Just because this technique is used in the Linux kernel does not mean it always makes sense to use it. We can see from this question I recently answered difference between the function performance when passing parameter as compile time constant or variable that many hand rolled optimizations techniques don't work in the general case. We need to profile code carefully to understand whether a technique is effective. Many old techniques may not even be relevant with modern compiler optimizations.
Note, although builtins are not portable clang also supports __builtin_expect.
Also on some architectures it may not make a difference.
With regards to the OP, no, there is no way in GCC to tell the processor to always assume the branch is or isn't taken. What you have is __builtin_expect, which does what others say it does. Furthermore, I think you don't want to tell the processor whether the branch is taken or not always. Today's processors, such as the Intel architecture can recognize fairly complex patterns and adapt effectively.
However, there are times you want to assume control of whether by default a branch is predicted taken or not: When you know the code will be called "cold" with respect of branching statistics.
One concrete example: Exception management code. By definition the management code will happen exceptionally, but perhaps when it occurs maximum performance is desired (there may be a critical error to take care off as soon as possible), hence you may want to control the default prediction.

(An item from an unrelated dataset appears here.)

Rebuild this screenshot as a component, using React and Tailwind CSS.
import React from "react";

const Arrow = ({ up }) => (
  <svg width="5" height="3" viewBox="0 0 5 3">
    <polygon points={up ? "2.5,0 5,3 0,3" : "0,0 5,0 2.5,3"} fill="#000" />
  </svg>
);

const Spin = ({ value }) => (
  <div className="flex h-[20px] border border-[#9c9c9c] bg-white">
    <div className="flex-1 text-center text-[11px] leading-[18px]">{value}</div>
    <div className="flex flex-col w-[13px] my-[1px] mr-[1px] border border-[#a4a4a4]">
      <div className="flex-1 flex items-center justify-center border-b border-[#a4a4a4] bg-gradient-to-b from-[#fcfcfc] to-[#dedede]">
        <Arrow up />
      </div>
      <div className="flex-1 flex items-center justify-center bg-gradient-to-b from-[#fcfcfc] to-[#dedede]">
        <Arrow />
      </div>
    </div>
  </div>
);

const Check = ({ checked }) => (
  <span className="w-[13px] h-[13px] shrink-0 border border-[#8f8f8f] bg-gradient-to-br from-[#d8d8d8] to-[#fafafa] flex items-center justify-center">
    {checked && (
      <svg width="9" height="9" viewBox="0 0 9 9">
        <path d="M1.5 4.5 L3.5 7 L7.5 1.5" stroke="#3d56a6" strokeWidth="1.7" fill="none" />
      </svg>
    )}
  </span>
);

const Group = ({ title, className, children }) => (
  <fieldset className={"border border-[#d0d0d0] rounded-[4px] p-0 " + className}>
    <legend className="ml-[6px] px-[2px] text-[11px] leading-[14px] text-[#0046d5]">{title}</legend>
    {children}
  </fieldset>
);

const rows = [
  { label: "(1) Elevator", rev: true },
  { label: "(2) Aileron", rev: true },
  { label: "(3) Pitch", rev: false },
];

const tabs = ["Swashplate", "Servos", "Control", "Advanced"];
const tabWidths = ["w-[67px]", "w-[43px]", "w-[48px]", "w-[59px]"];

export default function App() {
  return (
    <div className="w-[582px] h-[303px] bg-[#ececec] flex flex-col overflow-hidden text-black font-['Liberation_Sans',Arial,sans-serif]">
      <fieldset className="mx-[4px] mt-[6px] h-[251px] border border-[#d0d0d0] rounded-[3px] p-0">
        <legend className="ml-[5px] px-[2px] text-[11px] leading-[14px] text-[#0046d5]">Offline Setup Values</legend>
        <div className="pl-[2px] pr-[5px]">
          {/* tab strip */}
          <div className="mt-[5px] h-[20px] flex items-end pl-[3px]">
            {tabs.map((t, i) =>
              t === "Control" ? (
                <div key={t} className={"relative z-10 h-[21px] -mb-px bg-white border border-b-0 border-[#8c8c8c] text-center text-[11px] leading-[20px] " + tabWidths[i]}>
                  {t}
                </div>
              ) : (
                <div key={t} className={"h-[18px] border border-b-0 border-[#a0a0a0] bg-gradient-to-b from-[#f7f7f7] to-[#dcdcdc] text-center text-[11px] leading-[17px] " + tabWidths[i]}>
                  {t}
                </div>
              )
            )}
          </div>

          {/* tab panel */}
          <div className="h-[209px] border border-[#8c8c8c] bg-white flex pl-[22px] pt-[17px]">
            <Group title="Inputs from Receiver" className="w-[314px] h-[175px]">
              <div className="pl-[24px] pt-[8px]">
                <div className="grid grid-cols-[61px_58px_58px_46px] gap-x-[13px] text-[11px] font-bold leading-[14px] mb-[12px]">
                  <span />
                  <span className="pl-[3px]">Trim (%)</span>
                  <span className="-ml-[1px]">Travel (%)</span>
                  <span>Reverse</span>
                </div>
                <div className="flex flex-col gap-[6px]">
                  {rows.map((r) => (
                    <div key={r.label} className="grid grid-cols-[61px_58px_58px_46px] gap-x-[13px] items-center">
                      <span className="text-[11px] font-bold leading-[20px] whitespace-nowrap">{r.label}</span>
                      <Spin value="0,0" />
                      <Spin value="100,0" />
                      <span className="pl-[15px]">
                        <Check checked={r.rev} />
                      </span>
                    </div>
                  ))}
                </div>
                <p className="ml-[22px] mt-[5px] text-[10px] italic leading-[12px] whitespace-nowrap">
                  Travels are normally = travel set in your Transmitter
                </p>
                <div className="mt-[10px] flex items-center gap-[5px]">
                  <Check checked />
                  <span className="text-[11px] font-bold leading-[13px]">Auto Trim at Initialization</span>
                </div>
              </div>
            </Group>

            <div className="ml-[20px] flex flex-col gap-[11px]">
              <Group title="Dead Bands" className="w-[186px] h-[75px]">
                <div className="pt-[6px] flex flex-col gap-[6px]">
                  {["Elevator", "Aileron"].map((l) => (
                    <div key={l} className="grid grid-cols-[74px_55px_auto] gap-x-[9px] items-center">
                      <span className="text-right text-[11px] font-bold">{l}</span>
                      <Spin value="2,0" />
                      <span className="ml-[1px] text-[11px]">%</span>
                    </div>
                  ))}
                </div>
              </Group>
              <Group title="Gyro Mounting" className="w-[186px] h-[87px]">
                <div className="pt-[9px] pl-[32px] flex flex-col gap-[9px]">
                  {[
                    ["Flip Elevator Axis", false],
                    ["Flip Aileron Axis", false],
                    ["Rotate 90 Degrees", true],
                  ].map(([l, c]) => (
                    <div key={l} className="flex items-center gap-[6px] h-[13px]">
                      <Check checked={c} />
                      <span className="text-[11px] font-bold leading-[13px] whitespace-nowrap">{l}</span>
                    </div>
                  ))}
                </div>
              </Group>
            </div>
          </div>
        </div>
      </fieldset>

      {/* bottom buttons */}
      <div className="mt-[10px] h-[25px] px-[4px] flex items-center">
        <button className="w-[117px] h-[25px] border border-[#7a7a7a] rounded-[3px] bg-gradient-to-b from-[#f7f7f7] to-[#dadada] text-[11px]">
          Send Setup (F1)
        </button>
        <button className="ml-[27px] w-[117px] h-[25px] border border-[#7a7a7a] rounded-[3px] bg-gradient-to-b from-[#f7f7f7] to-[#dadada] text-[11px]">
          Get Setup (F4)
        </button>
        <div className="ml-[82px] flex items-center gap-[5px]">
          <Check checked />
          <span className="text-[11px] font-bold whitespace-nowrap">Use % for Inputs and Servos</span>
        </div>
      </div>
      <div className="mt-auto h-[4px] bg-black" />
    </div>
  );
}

Another example: You may classify your input and jump into the code that handles the result of your classification. If there are many classifications, the processor may collect statistics but lose them because the same classification does not happen soon enough and the prediction resources are devoted to recently called code. I wish there would be a primitive to tell the processor "please do not devote prediction resources to this code" the way you sometimes can say "do not cache this".